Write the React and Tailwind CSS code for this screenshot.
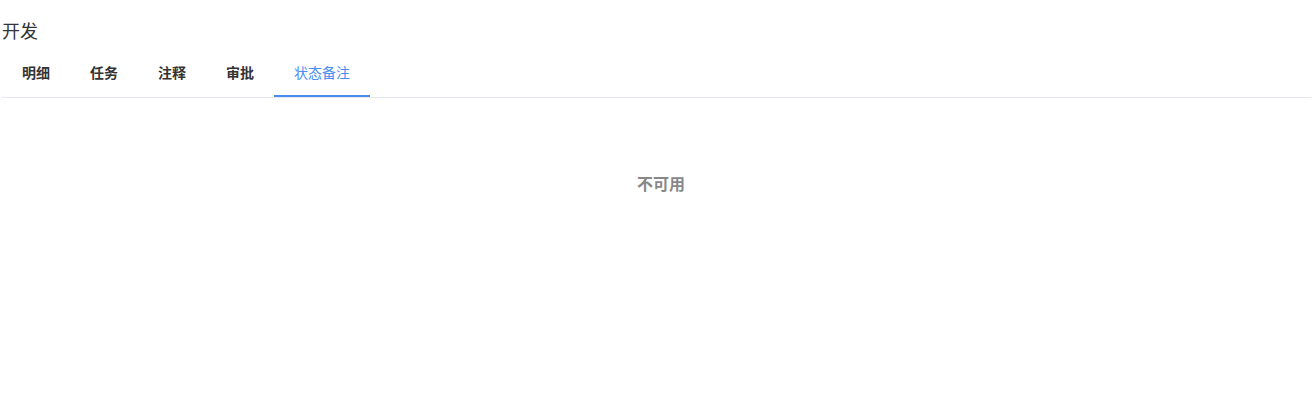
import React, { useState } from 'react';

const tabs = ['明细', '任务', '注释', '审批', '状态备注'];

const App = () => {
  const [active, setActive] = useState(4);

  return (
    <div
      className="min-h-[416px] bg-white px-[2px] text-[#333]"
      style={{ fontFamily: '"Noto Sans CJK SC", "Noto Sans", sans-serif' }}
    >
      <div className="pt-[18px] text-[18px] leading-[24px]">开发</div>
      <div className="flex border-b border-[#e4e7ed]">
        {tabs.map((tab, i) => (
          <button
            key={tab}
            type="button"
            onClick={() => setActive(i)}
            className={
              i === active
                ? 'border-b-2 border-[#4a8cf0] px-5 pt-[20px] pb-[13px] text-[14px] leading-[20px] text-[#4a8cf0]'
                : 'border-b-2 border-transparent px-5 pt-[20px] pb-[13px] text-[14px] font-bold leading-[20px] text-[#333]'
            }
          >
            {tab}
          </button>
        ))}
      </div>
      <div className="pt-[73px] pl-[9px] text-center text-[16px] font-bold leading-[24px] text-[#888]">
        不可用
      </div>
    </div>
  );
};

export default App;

...

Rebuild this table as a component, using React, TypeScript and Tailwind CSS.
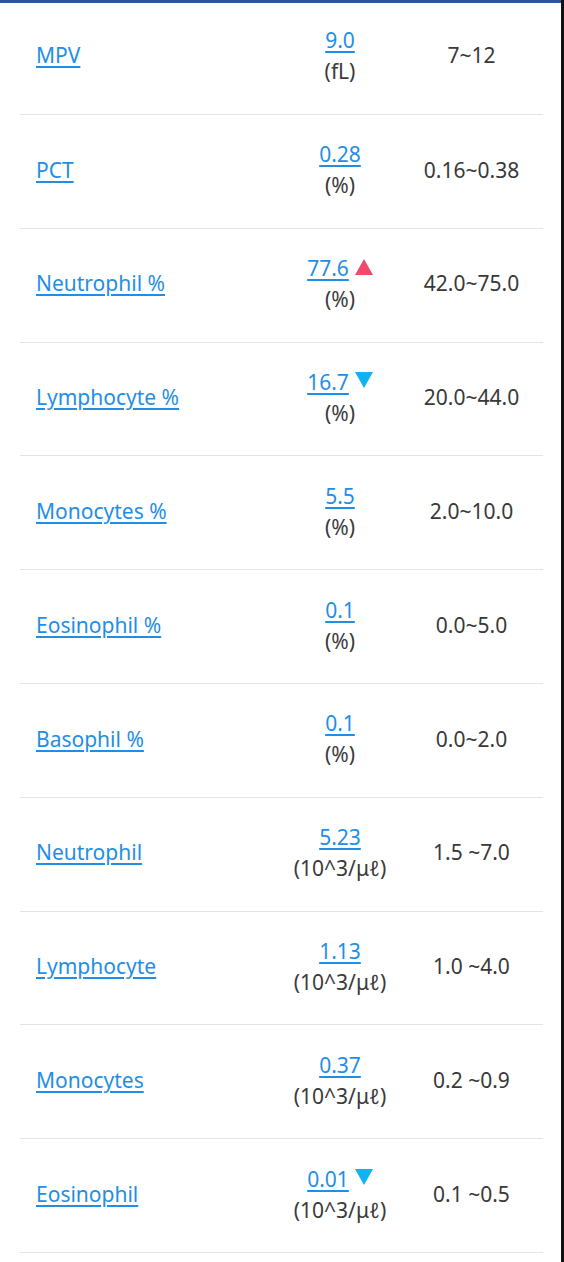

» **AIM**: Pictures in the material above should be skipped; print exactly the lines from the one with "Write the React" through the one with "export default App;".

» **FULL ANSWER**:
Write the React and Tailwind CSS code for this screenshot.
import React, { useState } from 'react';

const tabs = ['明细', '任务', '注释', '审批', '状态备注'];

const App = () => {
  const [active, setActive] = useState(4);

  return (
    <div
      className="min-h-[416px] bg-white px-[2px] text-[#333]"
      style={{ fontFamily: '"Noto Sans CJK SC", "Noto Sans", sans-serif' }}
    >
      <div className="pt-[18px] text-[18px] leading-[24px]">开发</div>
      <div className="flex border-b border-[#e4e7ed]">
        {tabs.map((tab, i) => (
          <button
            key={tab}
            type="button"
            onClick={() => setActive(i)}
            className={
              i === active
                ? 'border-b-2 border-[#4a8cf0] px-5 pt-[20px] pb-[13px] text-[14px] leading-[20px] text-[#4a8cf0]'
                : 'border-b-2 border-transparent px-5 pt-[20px] pb-[13px] text-[14px] font-bold leading-[20px] text-[#333]'
            }
          >
            {tab}
          </button>
        ))}
      </div>
      <div className="pt-[73px] pl-[9px] text-center text-[16px] font-bold leading-[24px] text-[#888]">
        不可用
      </div>
    </div>
  );
};

export default App;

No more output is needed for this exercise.